Simple C++ DP Solution, O(nk) Time and O(k) Space


  • -1
    Y
    class Solution {
    public:
        int minCostII(vector<vector<int>>& costs) {
            int ans = 0;
            if(costs.size() == 1 && costs[0].size() == 1)
                return costs[0][0];
            if(costs.size() == 0 || costs[0].size() <= 1)

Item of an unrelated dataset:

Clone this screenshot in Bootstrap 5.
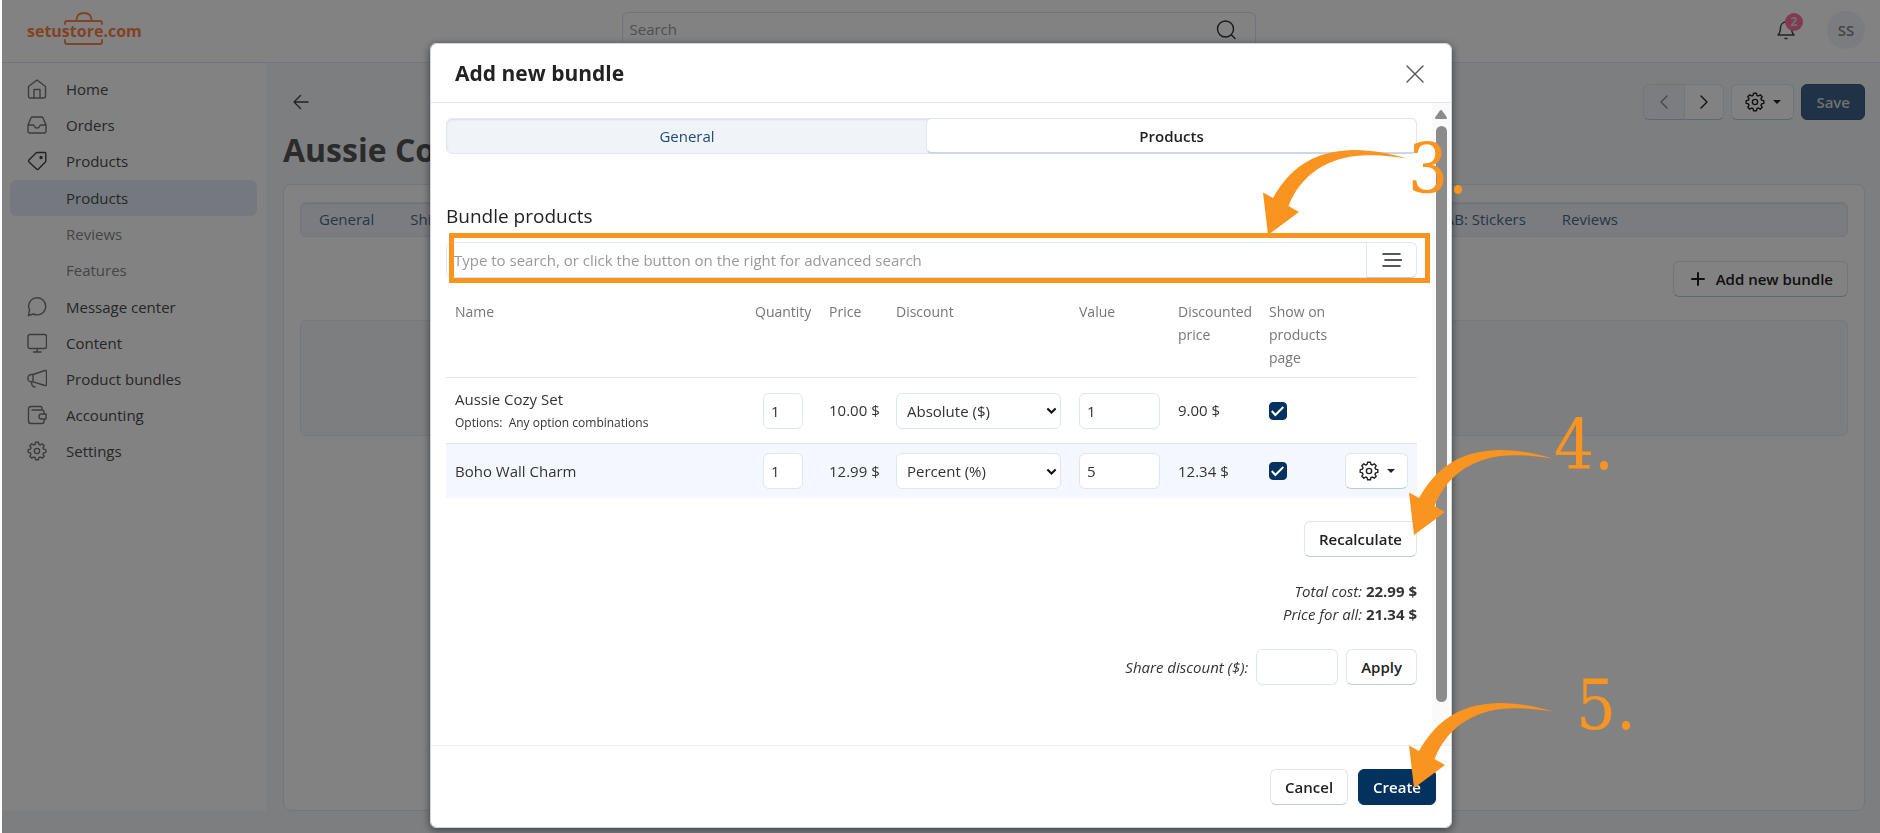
<!DOCTYPE html>
<html lang="en">
<head>
<meta charset="utf-8">
<meta name="viewport" content="width=device-width, initial-scale=1">
<title>Add new bundle</title>
<link href="https://cdn.jsdelivr.net/npm/bootstrap@5.3.0/dist/css/bootstrap.min.css" rel="stylesheet">
<style>
body{font-family:"Open Sans","Noto Sans",sans-serif;font-size:15px;line-height:23px;color:#333;background:#fff;padding-left:2px;overflow:hidden}
a{text-decoration:none}
.ico{width:20px;height:20px;fill:none;stroke:currentColor;stroke-width:1.4;stroke-linecap:round;stroke-linejoin:round;flex:none}
.shell{min-height:100vh;background:#f4f7fb;border-top:1px solid #fff;padding-bottom:22px}
.topbar{height:62px;border-bottom:1px solid #dfe5f2;background:#fff;padding:0 15px 4px 25px}
.brand{font-size:16px;font-weight:700;fill:#ff8248}
.searchbox{width:634px;height:36px;border:1px solid #dde4f0;border-radius:6px;padding:0 19px 0 7px;margin-right:46px}
.searchbox input{border:0;background:none;outline:0}
.searchbox input::placeholder{color:#9b9b9b}
.bell{margin:1px 31px 0 0}
.bell-count{left:9px;top:-7px;width:18px;height:18px;background:#ff73a6;color:#ddd;font-size:12px;font-weight:700;line-height:18px}
.avatar{width:38px;height:38px;background:#f0f3fb;line-height:38px;font-weight:600;color:#888}
.side{width:264px;background:#fff;padding:8px 9px 0 8px}
.side a{display:flex;align-items:center;height:36px;padding-left:17px;border-radius:6px;color:#4c4c4c;font-weight:500}
.side a .ico{margin-right:19px;color:#777}
.side .sub a{padding-left:56px;font-weight:400;color:#888}
.side .sub{margin:1px 0}
.side .sub a.active{background:#e6eef9;color:#4c4c4c;font-weight:500}
.main{padding:21px 15px 0 17px}
.btn-x{height:36px;border:1px solid #dfe5f0;border-bottom-color:#bccbe2;border-radius:6px;background:#fff;color:#222;font-size:15px;font-weight:600;padding:0 14px;line-height:20px;display:inline-flex;align-items:center;justify-content:center}
.caret{width:0;height:0;border:4px solid transparent;border-top:4px solid currentColor;border-bottom:0}
.bar{gap:7px}
.page-title{font-size:32px;line-height:44px;font-weight:700;color:#555;margin:8px 0 12px}
.panel{border:1px solid #e0e7f1;border-radius:8px;background:#fff;padding:17px 16px}
.strip{height:35px;background:#f1f4fa;border:1px solid #e3e8f1;border-radius:6px;box-shadow:inset 0 1px 2px #d9dee8}
.strip a{padding:5px 18px;color:#4d6a8a}
.strip a:last-child{margin-right:211px}
.empty{height:116px;background:#f4f7fb;border:1px solid #e6ecf6;border-radius:6px;margin-top:23px}
.shade{position:fixed;inset:0 0 0 2px;background:#000;opacity:.49}
.modal{left:2px;width:calc(100% - 2px)}
.dlg{max-width:1022px;margin:43px auto 0;height:calc(100vh - 48px)}
.modal-content{height:100%;border:1px solid #cdd5e0;border-radius:6px;box-shadow:0 2px 8px #0008;color:#333}
.modal-header{height:59px;padding:2px 26px 0 24px;border-color:#e0e7f1}
.modal-title{font-size:21px;font-weight:700;color:#222}
.modal-body{padding:15px 0 0 15px;overflow:hidden}
.modal-footer{height:82px;padding:0 15px;border-color:#ebeef2;gap:10px}
.modal-footer>*{margin:0}
.track{flex:none;width:18px;background:#fafafa;margin:-15px 1px 0 15px;padding-top:3px}
.thumb{width:11px;height:576px;background:#8b8b8b;border-radius:6px;margin-top:7px}
.tabs2{height:36px;background:#f0f4f9;border:1px solid #e3e8ef;border-radius:6px;box-shadow:inset 0 1px 2px #d9dee6}
.tabs2 a{line-height:34px;text-align:center;color:#1f4a78}
.tabs2 a:first-child{width:480px}
.tabs2 a.on{background:#fff;border:1px solid #dfe6f1;border-bottom:2px solid #cbd6e7;border-radius:6px;font-weight:600;color:#222;margin:-1px}
.sect{font-size:19px;font-weight:500;line-height:26px;margin:49px 0 13px;color:#222}
.form-control,.form-select{height:36px;border:1px solid #dfe6f3;border-radius:6px;font-size:15px;padding:0 7px;color:#333;line-height:20px}
.form-select{padding-left:7px}
.picker{margin-bottom:12px}
.picker .form-control::placeholder{color:#999}
.picker .form-control{border-radius:6px 0 0 6px}
.picker .btn-x{width:52px;border-radius:0 6px 6px 0;margin-left:-1px;border-color:#dfe6f3;border-bottom-color:#bccbe2}
.hilite{position:absolute;left:3px;right:-13px;top:-9px;height:50px;border:5px solid #f8941f;z-index:6;pointer-events:none}
.goods{table-layout:fixed;width:100%;margin:0}
.goods th{font-size:14px;font-weight:500;color:#777;padding:10px 9px 8px;vertical-align:top;line-height:23px;border-bottom:1px solid #dfe6f0}
.goods td{padding:9px;vertical-align:middle}
.goods .r1{height:66px;border-bottom:1px solid #dfe6f0}
.goods .hov{background:#f4f8fe}
.goods .opt{font-size:12px}
.qty{width:40px}
.form-select{padding-left:10px;background-size:11px 11px;background-position:right 3px center;background-image:url("data:image/svg+xml,%3csvg xmlns='http://www.w3.org/2000/svg' viewBox='0 0 16 16'%3e%3cpath fill='none' stroke='%23111' stroke-width='3' d='m2 5 6 6 6-6'/%3e%3c/svg%3e")}
.form-check-input{width:18px;height:18px;margin:0;display:block}
.form-check-input[type=checkbox]{border-radius:4px}
.form-check-input:checked[type=checkbox]{background-color:#04325f;border-color:#04325f;background-image:url("data:image/svg+xml,%3csvg xmlns='http://www.w3.org/2000/svg' viewBox='0 0 18 18'%3e%3cpath fill='none' stroke='%23fff' stroke-width='2.2' d='m2 9 4 4.500 9-9'/%3e%3c/svg%3e")}
.totals{margin-top:23px}
.share-in{width:82px}
.btn-navy{background:#04325f;border-color:#04325f;color:#fff}
.btn-save{background:#40638a;border-color:#365880;color:#ddd}
.notes{position:absolute;left:0;top:0;width:1240px;height:785px;overflow:visible;fill:#f8941f;pointer-events:none;z-index:7;font:70px "DejaVu Serif Condensed","DejaVu Serif",serif}
</style>
</head>
<body>
<svg class="d-none"><symbol id="gear" viewBox="0 0 20 20"><path d="M8.600 1.200h2.800l.5 2.200 1.400.6 1.900-1.200 2 2-1.200 1.900.6 1.400 2.200.5v2.800l-2.200.5-.6 1.400 1.200 1.900-2 2-1.900-1.200-1.400.6-.5 2.200H8.600l-.5-2.200-1.400-.6-1.900 1.200-2-2L4 13.300l-.6-1.400-2.200-.5V8.600l2.200-.5.6-1.400-1.200-1.900 2-2L6.700 4l1.400-.6z"/><circle cx="10" cy="10" r="2.600"/></symbol></svg>
<div class="shell d-flex flex-column">
  <header class="topbar d-flex align-items-center justify-content-between">
    <a href="#" aria-label="setustore.com"><svg class="d-block" width="120" height="36" viewBox="0 0 120 36"><g fill="none" stroke="#ff8248" stroke-width="1.800" stroke-linecap="round"><path d="M38 12v-1q0-2 2-2h33q2 0 2 2v1M38 28v2q0 2 2 2h33q2 0 2-2v-2M49.500 8q0-7 7.500-7t7.500 7"/></g><text class="brand" x="0" y="25">setustore.com</text></svg></a>
    <label class="searchbox d-flex align-items-center"><input class="flex-grow-1 p-0" type="text" placeholder="Search" aria-label="Search"><svg class="ico" viewBox="0 0 20 20" style="color:#333"><circle cx="9.500" cy="9" r="8"/><path d="m15.500 15 3.500 3.500"/></svg></label>
    <div class="d-flex align-items-center">
      <a href="#" class="bell position-relative" aria-label="Notifications"><svg class="ico d-block" viewBox="0 0 20 20" style="color:#444"><path d="M2 15h16c-2-2-2.500-4-2.500-7.500S13 2 10 2 4.500 4.500 4.500 7.500 4 13 2 15zM9 18.500h2"/></svg><span class="bell-count position-absolute rounded-circle text-center">2</span></a>
      <span class="avatar rounded-circle text-center">SS</span>
    </div>
  </header>
  <div class="d-flex flex-grow-1">
    <nav class="side">
      <a href="#"><svg class="ico" viewBox="0 0 20 20"><path d="M1.500 7.500 10 1l8.500 6.500V17q0 2-2 2h-13q-2 0-2-2zM7 19v-8.500h6V19"/></svg>Home</a>
      <a href="#"><svg class="ico" viewBox="0 0 20 20"><path d="M1 10 4 3q.5-1 1.500-1h9q1 0 1.500 1l3 7v6q0 2-2 2H3q-2 0-2-2zh5q1 0 1.500 1.500T10 13t2.500-1.500T14 10h5"/></svg>Orders</a>
      <a href="#"><svg class="ico" viewBox="0 0 20 20" style="color:#444"><path d="M10.500 1.500H18q.8 0 .8.800V10q0 .6-.4 1l-6.900 7q-1 1-2 0L2 11q-1-1 0-2l7-6.900q.6-.6 1.500-.6z"/><circle cx="14" cy="6.500" r="1" fill="currentColor"/></svg>Products</a>
      <div class="sub"><a href="#" class="active">Products</a><a href="#">Reviews</a><a href="#">Features</a></div>
      <a href="#"><svg class="ico" viewBox="0 0 20 20"><path d="M1.500 18.500 2.500 13A8.500 8.500 0 1 1 6.500 17z"/></svg>Message center</a>
      <a href="#"><svg class="ico" viewBox="0 0 20 20"><rect x="1" y="1.500" width="18.500" height="14" rx="2"/><path d="M10.200 15.500V19M6.500 19h7.500"/></svg>Content</a>
      <a href="#"><svg class="ico" viewBox="0 0 20 20"><path d="M6 5.500 18 1.500q1.500-.4 1.500 1v13q0 1.400-1.500 1L6 12.800zM6 5.500H4.500a3.600 3.600 0 0 0 0 7.300H6M4.500 13c0 3 1.500 5 3.500 5"/></svg>Product bundles</a>
      <a href="#"><svg class="ico" viewBox="0 0 20 20"><path d="M15 5V3q0-1.500-1.500-1.500h-9Q1.500 1.500 1.500 4v12q0 2.500 2.500 2.500h11q2 0 2-2V14M17 9V7q0-2-2-2H5M19 9h-4.500a2.500 2.500 0 0 0 0 5H19z"/></svg>Accounting</a>
      <a href="#"><svg class="ico"><use href="#gear"/></svg>Settings</a>
    </nav>
    <main class="main flex-grow-1 d-flex flex-column">
      <div class="d-flex align-items-center justify-content-between">
        <a href="#" class="ms-2" aria-label="Back"><svg class="ico d-block" viewBox="0 0 20 20" style="color:#444"><path d="M17 10H3m6.500-6.500L3 10l6.500 6.500"/></svg></a>
        <div class="bar d-flex">
          <div class="d-flex"><button class="btn-x rounded-end-0 border-end-0" style="width:41px;background:#f4f6fb" aria-label="Previous"><svg class="ico" viewBox="0 0 20 20" style="color:#888"><path d="m13 4-6 6 6 6"/></svg></button><button class="btn-x rounded-start-0" style="width:40px" aria-label="Next"><svg class="ico" viewBox="0 0 20 20"><path d="m7 4 6 6-6 6"/></svg></button></div>
          <button class="btn-x gap-2" style="width:63px" aria-label="Tools"><svg class="ico"><use href="#gear"/></svg><span class="caret"></span></button>
          <button class="btn-x btn-save">Save</button>
        </div>
      </div>
      <h1 class="page-title">Aussie Cozy Set</h1>
      <section class="panel flex-grow-1">
        <nav class="strip d-flex align-items-center"><a href="#">General</a><a href="#">Shipping</a><a href="#" class="ms-auto">AB: Stickers</a><a href="#">Reviews</a></nav>
        <div class="text-end mt-4"><button class="btn-x"><svg class="ico me-2" viewBox="0 0 20 20" style="stroke-width:2"><path d="M10 4v12M4 10h12"/></svg>Add new bundle</button></div>
        <div class="empty"></div>
      </section>
    </main>
  </div>
</div>
<div class="shade"></div>
<div class="modal d-block overflow-hidden" tabindex="-1" role="dialog" aria-labelledby="mt">
  <div class="dlg position-relative">
    <div class="modal-content">
      <div class="modal-header"><h2 class="modal-title" id="mt">Add new bundle</h2><button class="border-0 bg-transparent p-0 lh-1" aria-label="Close"><svg class="ico d-block" viewBox="0 0 20 20" style="color:#555"><path d="m2 2 16 16M18 2 2 18"/></svg></button></div>
      <div class="modal-body d-flex">
        <div class="flex-grow-1">
          <nav class="tabs2 d-flex"><a href="#">General</a><a href="#" class="on flex-grow-1">Products</a></nav>
          <h3 class="sect">Bundle products</h3>
          <div class="picker position-relative d-flex"><input class="form-control" type="text" aria-label="Product search" placeholder="Type to search, or click the button on the right for advanced search"><button class="btn-x" aria-label="Advanced search"><svg class="ico" viewBox="0 0 20 20" style="stroke-width:1.6"><path d="M1 4h17M3 10h17M1 16h17"/></svg></button><div class="hilite"></div></div>
          <table class="goods">
            <colgroup><col><col style="width:74px"><col style="width:67px"><col style="width:183px"><col style="width:99px"><col style="width:91px"><col style="width:76px"><col style="width:81px"></colgroup>
            <thead><tr><th>Name</th><th>Quantity</th><th>Price</th><th>Discount</th><th>Value</th><th>Discounted price</th><th>Show on products page</th><th></th></tr></thead>
            <tbody>
              <tr class="r1"><td>Aussie Cozy Set<div class="opt">Options:&nbsp; Any option combinations</div></td><td><input class="qty form-control mx-auto" value="1" aria-label="Quantity"></td><td class="text-nowrap">10.00 $</td><td><select class="form-select" aria-label="Discount"><option>Absolute ($)</option></select></td><td><input class="form-control" value="1" aria-label="Value"></td><td>9.00 $</td><td><input type="checkbox" class="form-check-input" checked aria-label="Show"></td><td></td></tr>
              <tr class="hov"><td>Boho Wall Charm</td><td><input class="qty form-control mx-auto" value="1" aria-label="Quantity"></td><td class="text-nowrap">12.99 $</td><td><select class="form-select" aria-label="Discount"><option>Percent (%)</option></select></td><td><input class="form-control" value="5" aria-label="Value"></td><td>12.34 $</td><td><input type="checkbox" class="form-check-input" checked aria-label="Show"></td><td><button class="btn-x gap-2 w-100 px-0" aria-label="Row tools"><svg class="ico"><use href="#gear"/></svg><span class="caret"></span></button></td></tr>
            </tbody>
          </table>
          <div class="text-end">
            <button class="btn-x totals">Recalculate</button>
            <div class="totals"><em>Total cost:</em> <b>22.99 $</b><br><em>Price for all:</em> <b>21.34 $</b></div>
            <div class="totals d-flex justify-content-end align-items-center"><label for="sd"><em>Share discount ($):</em></label><input id="sd" class="share-in form-control mx-2"><button class="btn-x">Apply</button></div>
          </div>
        </div>
        <div class="track d-flex flex-column align-items-center"><svg width="12" height="9" viewBox="0 0 12 9" class="mt-1"><path fill="#8b8b8b" d="M5 .5q1-1 2 0l5 7q0 1.500-1 1.500H1Q0 9 0 7.500z"/></svg><div class="thumb"></div></div>
      </div>
      <div class="modal-footer flex-nowrap"><button class="btn-x">Cancel</button><button class="btn-x btn-navy">Create</button></div>
    </div>
    <svg class="notes" viewBox="431 43 1240 785"><defs><path id="arrow" d="M1269 235 1264 192.500 1274 198C1290 170 1312 151 1354 150 1375 150 1392 154 1408 158.500 1392 156 1378 154.500 1363 155.500 1330 157 1302 174 1289.500 206L1300 212z"/></defs>
      <use href="#arrow"/><use href="#arrow" x="146" y="300"/><use href="#arrow" x="146" y="553"/>
      <text x="1409" y="193">3.</text><text x="1555" y="469">4.</text><text x="1577" y="729">5.</text></svg>
  </div>
</div>
<script src="https://cdn.jsdelivr.net/npm/bootstrap@5.3.0/dist/js/bootstrap.bundle.min.js"></script>
</body>
</html>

                return ans;
                
            int n = costs.size(), k = costs[0].size();
            vector<vector<int>> dp(2, vector<int>(k));
            ans = INT_MAX;
            for(int i = 0; i < k; ++ i)
                dp[0][i] = costs[0][i];
                
            vector<int> min_val(2);
            for(int i = 1; i < n; ++ i){
                for(int j = 0; j < k; ++ j){
                    if(!j){
                        min_val[0] = dp[0][0];
                        min_val[1] = INT_MAX;
                    }else{
                        if(min_val[0] > dp[0][j]){
                            min_val[1] = min_val[0];
                            min_val[0] = dp[0][j];
                        }else if(min_val[1] > dp[0][j]){
                            min_val[1] = dp[0][j];
                        }
                    }
                }
                
                for(int j = 0; j < k; ++ j){
                    if(dp[0][j] == min_val[0])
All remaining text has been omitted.